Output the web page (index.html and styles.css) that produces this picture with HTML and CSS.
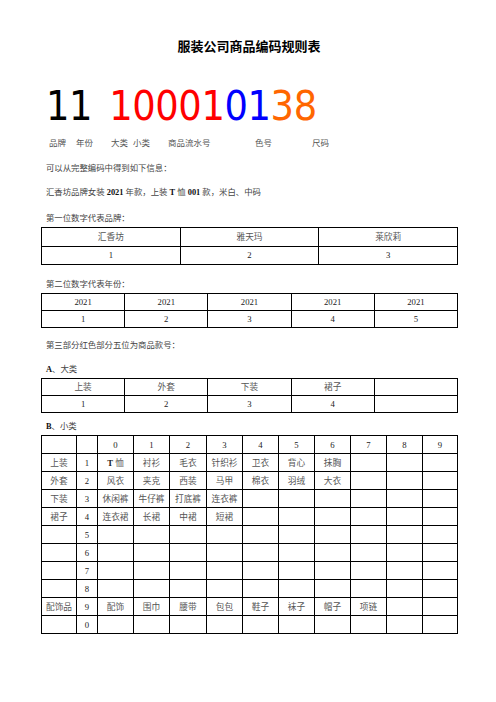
FILE: index.html
```html
<!DOCTYPE html>
<html lang="zh-CN">
<head>
<meta charset="utf-8">
<title>服装公司商品编码规则表</title>
<link rel="stylesheet" href="styles.css">
</head>
<body>
<div class="page">
  <h1 class="title">服装公司商品编码规则表</h1>

  <div class="code">
    <span class="c-black">11</span><span class="c-red">10001</span><span class="c-blue">01</span><span class="c-orange">38</span>
  </div>

  <div class="labels">
    <span class="l1">品牌</span><span class="l2">年份</span><span class="l3">大类</span><span class="l4">小类</span><span class="l5">商品流水号</span><span class="l6">色号</span><span class="l7">尺码</span>
  </div>

  <p class="p p1">可以从完整编码中得到如下信息：</p>
  <p class="p p2">汇香坊品牌女装 <b>2021</b> 年款，上装 <b>T</b> 恤 <b>001</b> 款，米白、中码</p>
  <p class="p p3">第一位数字代表品牌：</p>

  <table class="tbl t1">
    <tr><td>汇香坊</td><td>雅天玛</td><td>莱欣莉</td></tr>
    <tr><td class="num">1</td><td class="num">2</td><td class="num">3</td></tr>
  </table>

  <p class="p p4">第二位数字代表年份：</p>
  <table class="tbl t2">
    <tr><td class="num">2021</td><td class="num">2021</td><td class="num">2021</td><td class="num">2021</td><td class="num">2021</td></tr>
    <tr><td class="num">1</td><td class="num">2</td><td class="num">3</td><td class="num">4</td><td class="num">5</td></tr>
  </table>

  <p class="p p5">第三部分红色部分五位为商品款号：</p>
  <p class="p p6"><b>A</b>、大类</p>
  <table class="tbl t2">
    <tr><td>上装</td><td>外套</td><td>下装</td><td>裙子</td><td></td></tr>
    <tr><td class="num">1</td><td class="num">2</td><td class="num">3</td><td class="num">4</td><td></td></tr>
  </table>

  <p class="p p7"><b>B</b>、小类</p>
  <table class="tbl t4">
    <colgroup>
      <col class="w35"><col class="w21"><col class="w36"><col class="w36"><col class="w37"><col class="w36"><col class="w36"><col class="w36"><col class="w36"><col class="w36"><col class="w36"><col class="w35">
    </colgroup>
    <tr><td></td><td></td><td class="num">0</td><td class="num">1</td><td class="num">2</td><td class="num">3</td><td class="num">4</td><td class="num">5</td><td class="num">6</td><td class="num">7</td><td class="num">8</td><td class="num">9</td></tr>
    <tr><td>上装</td><td class="num">1</td><td><b>T</b> 恤</td><td>衬衫</td><td>毛衣</td><td>针织衫</td><td>卫衣</td><td>背心</td><td>抹胸</td><td></td><td></td><td></td></tr>
    <tr><td>外套</td><td class="num">2</td><td>风衣</td><td>夹克</td><td>西装</td><td>马甲</td><td>棉衣</td><td>羽绒</td><td>大衣</td><td></td><td></td><td></td></tr>
    <tr><td>下装</td><td class="num">3</td><td>休闲裤</td><td>牛仔裤</td><td>打底裤</td><td>连衣裤</td><td></td><td></td><td></td><td></td><td></td><td></td></tr>
    <tr><td>裙子</td><td class="num">4</td><td>连衣裙</td><td>长裙</td><td>中裙</td><td>短裙</td><td></td><td></td><td></td><td></td><td></td><td></td></tr>
    <tr><td></td><td class="num">5</td><td></td><td></td><td></td><td></td><td></td><td></td><td></td><td></td><td></td><td></td></tr>
    <tr><td></td><td class="num">6</td><td></td><td></td><td></td><td></td><td></td><td></td><td></td><td></td><td></td><td></td></tr>
    <tr><td></td><td class="num">7</td><td></td><td></td><td></td><td></td><td></td><td></td><td></td><td></td><td></td><td></td></tr>
    <tr><td></td><td class="num">8</td><td></td><td></td><td></td><td></td><td></td><td></td><td></td><td></td><td></td><td></td></tr>
    <tr><td>配饰品</td><td class="num">9</td><td>配饰</td><td>围巾</td><td>腰带</td><td>包包</td><td>鞋子</td><td>袜子</td><td>帽子</td><td>项链</td><td></td><td></td></tr>
    <tr><td></td><td class="num">0</td><td></td><td></td><td></td><td></td><td></td><td></td><td></td><td></td><td></td><td></td></tr>
  </table>
</div>
</body>
</html>
```

FILE: styles.css
```css
* { box-sizing: border-box; }
html, body { margin: 0; padding: 0; background: #fff; }
body {
  font-family: "Liberation Serif", "Noto Sans CJK SC", serif;
  color: #444;
}
.page { width: 496px; padding-top: 38px; }

.title {
  margin: 0;
  text-align: center;
  font-family: "Noto Sans CJK SC", sans-serif;
  font-weight: 700;
  font-size: 13px;
  line-height: 16px;
  color: #000;
  padding-left: 2px;
}

.code {
  margin-top: 30px;
  height: 44px;
  line-height: 44px;
  padding-left: 46px;
  font-family: "DejaVu Sans", sans-serif;
  font-stretch: condensed;
  font-size: 41px;
  letter-spacing: -0.4px;
  white-space: nowrap;
}
.c-black { color: #000; margin-right: 17px; }
.c-red { color: #ff0000; }
.c-blue { color: #0000ff; }
.c-orange { color: #ff6600; }

.labels {
  margin-top: 9px;
  height: 12px;
  line-height: 12px;
  padding-left: 49px;
  display: flex;
  font-size: 8.5px;
  color: #555;
  white-space: nowrap;
}
.l1 { width: 27px; }
.l2 { width: 35px; }
.l3 { width: 22px; }
.l4 { width: 35px; }
.l5 { width: 87px; }
.l6 { width: 57px; }

.p {
  margin: 0;
  padding-left: 46px;
  height: 12px;
  line-height: 12px;
  font-size: 8.4px;
  color: #444;
  white-space: nowrap;
}
.p b { color: #111; font-weight: 700; }
.p1 { margin-top: 14px; }
.p2 { margin-top: 12px; }
.p3 { margin-top: 14px; }
.p4 { margin-top: 14px; }
.p5 { margin-top: 12px; }
.p6 { margin-top: 12px; }
.p7 { margin-top: 8px; }

.tbl {
  margin-left: 41px;
  width: 417px;
  border-collapse: collapse;
  table-layout: fixed;
  margin-top: 2px;
}
.tbl td {
  border: 1px solid #000;
  text-align: center;
  vertical-align: middle;
  padding: 0;
  font-size: 8.7px;
  line-height: 10px;
  color: #555;
  white-space: nowrap;
}
.tbl td.num { color: #222; }
.tbl td b { color: #222; }
.t1 tr { height: 18.5px; }
.t2 tr { height: 17px; }
.t4 tr { height: 18px; }
.w35 { width: 35px; }
.w21 { width: 21px; }
.w36 { width: 36px; }
.w37 { width: 37px; }
```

DIRECTION: Take the listing and print it again exactly, but without any pictures.

RESULT:
Output the web page (index.html and styles.css) that produces this picture with HTML and CSS.
FILE: index.html
```html
<!DOCTYPE html>
<html lang="zh-CN">
<head>
<meta charset="utf-8">
<title>服装公司商品编码规则表</title>
<link rel="stylesheet" href="styles.css">
</head>
<body>
<div class="page">
  <h1 class="title">服装公司商品编码规则表</h1>

  <div class="code">
    <span class="c-black">11</span><span class="c-red">10001</span><span class="c-blue">01</span><span class="c-orange">38</span>
  </div>

  <div class="labels">
    <span class="l1">品牌</span><span class="l2">年份</span><span class="l3">大类</span><span class="l4">小类</span><span class="l5">商品流水号</span><span class="l6">色号</span><span class="l7">尺码</span>
  </div>

  <p class="p p1">可以从完整编码中得到如下信息：</p>
  <p class="p p2">汇香坊品牌女装 <b>2021</b> 年款，上装 <b>T</b> 恤 <b>001</b> 款，米白、中码</p>
  <p class="p p3">第一位数字代表品牌：</p>

  <table class="tbl t1">
    <tr><td>汇香坊</td><td>雅天玛</td><td>莱欣莉</td></tr>
    <tr><td class="num">1</td><td class="num">2</td><td class="num">3</td></tr>
  </table>

  <p class="p p4">第二位数字代表年份：</p>
  <table class="tbl t2">
    <tr><td class="num">2021</td><td class="num">2021</td><td class="num">2021</td><td class="num">2021</td><td class="num">2021</td></tr>
    <tr><td class="num">1</td><td class="num">2</td><td class="num">3</td><td class="num">4</td><td class="num">5</td></tr>
  </table>

  <p class="p p5">第三部分红色部分五位为商品款号：</p>
  <p class="p p6"><b>A</b>、大类</p>
  <table class="tbl t2">
    <tr><td>上装</td><td>外套</td><td>下装</td><td>裙子</td><td></td></tr>
    <tr><td class="num">1</td><td class="num">2</td><td class="num">3</td><td class="num">4</td><td></td></tr>
  </table>

  <p class="p p7"><b>B</b>、小类</p>
  <table class="tbl t4">
    <colgroup>
      <col class="w35"><col class="w21"><col class="w36"><col class="w36"><col class="w37"><col class="w36"><col class="w36"><col class="w36"><col class="w36"><col class="w36"><col class="w36"><col class="w35">
    </colgroup>
    <tr><td></td><td></td><td class="num">0</td><td class="num">1</td><td class="num">2</td><td class="num">3</td><td class="num">4</td><td class="num">5</td><td class="num">6</td><td class="num">7</td><td class="num">8</td><td class="num">9</td></tr>
    <tr><td>上装</td><td class="num">1</td><td><b>T</b> 恤</td><td>衬衫</td><td>毛衣</td><td>针织衫</td><td>卫衣</td><td>背心</td><td>抹胸</td><td></td><td></td><td></td></tr>
    <tr><td>外套</td><td class="num">2</td><td>风衣</td><td>夹克</td><td>西装</td><td>马甲</td><td>棉衣</td><td>羽绒</td><td>大衣</td><td></td><td></td><td></td></tr>
    <tr><td>下装</td><td class="num">3</td><td>休闲裤</td><td>牛仔裤</td><td>打底裤</td><td>连衣裤</td><td></td><td></td><td></td><td></td><td></td><td></td></tr>
    <tr><td>裙子</td><td class="num">4</td><td>连衣裙</td><td>长裙</td><td>中裙</td><td>短裙</td><td></td><td></td><td></td><td></td><td></td><td></td></tr>
    <tr><td></td><td class="num">5</td><td></td><td></td><td></td><td></td><td></td><td></td><td></td><td></td><td></td><td></td></tr>
    <tr><td></td><td class="num">6</td><td></td><td></td><td></td><td></td><td></td><td></td><td></td><td></td><td></td><td></td></tr>
    <tr><td></td><td class="num">7</td><td></td><td></td><td></td><td></td><td></td><td></td><td></td><td></td><td></td><td></td></tr>
    <tr><td></td><td class="num">8</td><td></td><td></td><td></td><td></td><td></td><td></td><td></td><td></td><td></td><td></td></tr>
    <tr><td>配饰品</td><td class="num">9</td><td>配饰</td><td>围巾</td><td>腰带</td><td>包包</td><td>鞋子</td><td>袜子</td><td>帽子</td><td>项链</td><td></td><td></td></tr>
    <tr><td></td><td class="num">0</td><td></td><td></td><td></td><td></td><td></td><td></td><td></td><td></td><td></td><td></td></tr>
  </table>
</div>
</body>
</html>
```

FILE: styles.css
```css
* { box-sizing: border-box; }
html, body { margin: 0; padding: 0; background: #fff; }
body {
  font-family: "Liberation Serif", "Noto Sans CJK SC", serif;
  color: #444;
}
.page { width: 496px; padding-top: 38px; }

.title {
  margin: 0;
  text-align: center;
  font-family: "Noto Sans CJK SC", sans-serif;
  font-weight: 700;
  font-size: 13px;
  line-height: 16px;
  color: #000;
  padding-left: 2px;
}

.code {
  margin-top: 30px;
  height: 44px;
  line-height: 44px;
  padding-left: 46px;
  font-family: "DejaVu Sans", sans-serif;
  font-stretch: condensed;
  font-size: 41px;
  letter-spacing: -0.4px;
  white-space: nowrap;
}
.c-black { color: #000; margin-right: 17px; }
.c-red { color: #ff0000; }
.c-blue { color: #0000ff; }
.c-orange { color: #ff6600; }

.labels {
  margin-top: 9px;
  height: 12px;
  line-height: 12px;
  padding-left: 49px;
  display: flex;
  font-size: 8.5px;
  color: #555;
  white-space: nowrap;
}
.l1 { width: 27px; }
.l2 { width: 35px; }
.l3 { width: 22px; }
.l4 { width: 35px; }
.l5 { width: 87px; }
.l6 { width: 57px; }

.p {
  margin: 0;
  padding-left: 46px;
  height: 12px;
  line-height: 12px;
  font-size: 8.4px;
  color: #444;
  white-space: nowrap;
}
.p b { color: #111; font-weight: 700; }
.p1 { margin-top: 14px; }
.p2 { margin-top: 12px; }
.p3 { margin-top: 14px; }
.p4 { margin-top: 14px; }
.p5 { margin-top: 12px; }
.p6 { margin-top: 12px; }
.p7 { margin-top: 8px; }

.tbl {
  margin-left: 41px;
  width: 417px;
  border-collapse: collapse;
  table-layout: fixed;
  margin-top: 2px;
}
.tbl td {
  border: 1px solid #000;
  text-align: center;
  vertical-align: middle;
  padding: 0;
  font-size: 8.7px;
  line-height: 10px;
  color: #555;
  white-space: nowrap;
}
.tbl td.num { color: #222; }
.tbl td b { color: #222; }
.t1 tr { height: 18.5px; }
.t2 tr { height: 17px; }
.t4 tr { height: 18px; }
.w35 { width: 35px; }
.w21 { width: 21px; }
.w36 { width: 36px; }
.w37 { width: 37px; }
```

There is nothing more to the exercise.